A spokesman said Friday he was awaiting department clarification on how it investigates and reports bias offenses.

Alarming rate

The FBI's figures — ranging from 5,000 to 7,000 offenses reported each year — are widely thought to reflect only a sliver of the total number of hate crimes committed nationwide. The federal Bureau of Justice Statistics (BJS), a separate agency, counted an average of nearly 260,000 hate crimes each year in an annual survey between 2004 and 2012.

Nor is Minnesota unusual in its spotty reporting. An Associated Press investigation earlier this year found that nearly one in five city and county law enforcement agencies nationwide did not submit a single hate crime report for the FBI's annual total between 2009 and 2014.
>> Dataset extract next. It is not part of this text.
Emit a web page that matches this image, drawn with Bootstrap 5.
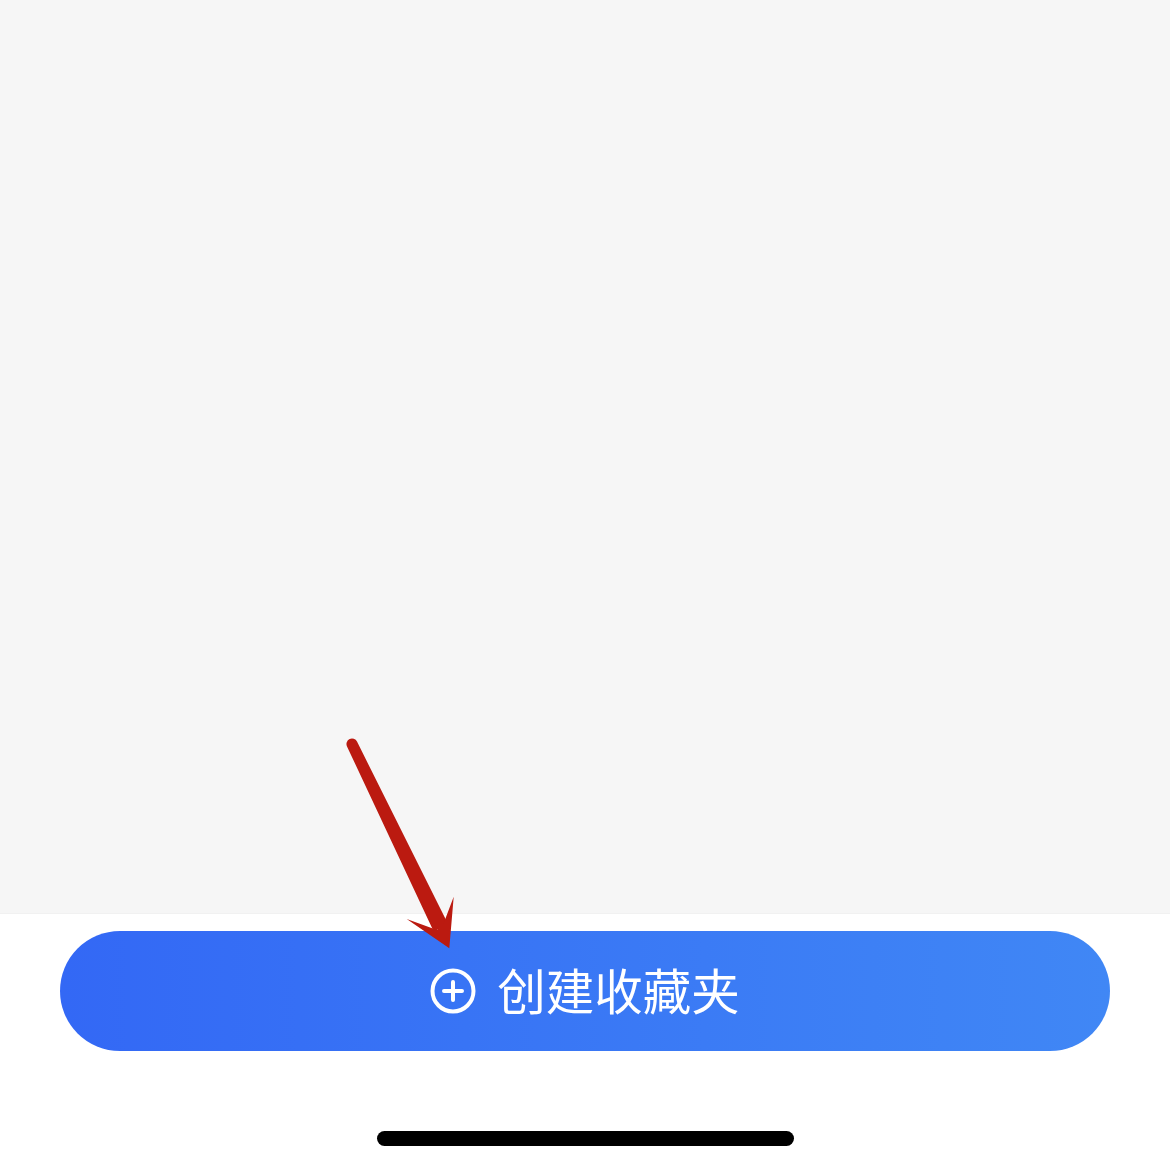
<!DOCTYPE html>
<html lang="zh">
<head>
<meta charset="utf-8">
<title>创建收藏夹</title>
<link href="https://cdn.jsdelivr.net/npm/bootstrap@5.3.0/dist/css/bootstrap.min.css" rel="stylesheet">
<style>
html, body { height: 100%; }
body { margin: 0; background: #fff; font-family: "Noto Sans CJK SC", "Liberation Sans", sans-serif; overflow: hidden; }
.app-screen { position: relative; width: 1170px; height: 1170px; }
.empty-area { height: 914px; background: #f6f6f6; border-bottom: 1px solid #f1f1f1; }
.footer-area { padding: 17px 60px 0; }
.create-btn { height: 120px; width: 100%; border: 0; border-radius: 60px; color: #fff; background: linear-gradient(90deg, #3368f5 0%, #4087f5 100%); font-size: 48.5px; font-weight: 400; line-height: 1; gap: 21px; padding: 0; }
.create-btn:hover, .create-btn:active { color: #fff; background: linear-gradient(90deg, #3368f5 0%, #4087f5 100%); }
.create-btn svg { width: 46px; height: 46px; flex: none; }
.create-label { position: relative; top: -2px; }
.home-bar { width: 417px; height: 15px; background: #000; border-radius: 8px; margin: 80px 0 0 377px; }
.note-arrow { position: absolute; left: 340px; top: 730px; width: 130px; height: 230px; pointer-events: none; }
</style>
</head>
<body>
<div class="app-screen">
  <div class="empty-area"></div>
  <div class="footer-area">
    <button type="button" class="btn create-btn d-flex align-items-center justify-content-center">
      <svg viewBox="0 0 46 46" fill="none" stroke="#fff" stroke-linecap="round" aria-hidden="true">
        <circle cx="23" cy="23" r="20.5" stroke-width="4"/>
        <path d="M14 23h18M23 14v18" stroke-width="4"/>
      </svg>
      <span class="create-label">创建收藏夹</span>
    </button>
  </div>
  <div class="home-bar"></div>
  <svg class="note-arrow" viewBox="0 0 130 230" aria-hidden="true">
    <path d="M7 16.4A5.5 5.5 0 0 1 17 11.6L108.3 194.5L93.7 201.5Z" fill="#bb1a10"/>
    <path d="M113.7 166.7L109.3 218.3L66.7 189L97 200L103 195Z" fill="#bb1a10"/>
  </svg>
</div>
<script src="https://cdn.jsdelivr.net/npm/bootstrap@5.3.0/dist/js/bootstrap.bundle.min.js"></script>
</body>
</html>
Less than a third of the 86 Minnesota agencies with at least 25 officers sent in reports every year during that same period.

The BJS also estimated that, in 2012, nearly 60 percent of hate-crime victims never report their cases to police.

At the Twin Cities CAIR office, Hussein said he encounters that challenge among some Muslim families and religious institutions who fear that reporting may only worsen the situation by bringing unwanted media attention or emboldening their attackers to retaliate. But the first thing he advises them to do is to file a report with law enforcement to put the event on record.

"The rate and severity of hate crimes in Minnesota is alarming right now," Hussein said, referring to high-profile cases like a June shooting of two Somali-American men in Dinkytown that remains under FBI investigation. "But these bigger cases are not anomalies. They just passed a level or threshold where they're no longer hideable."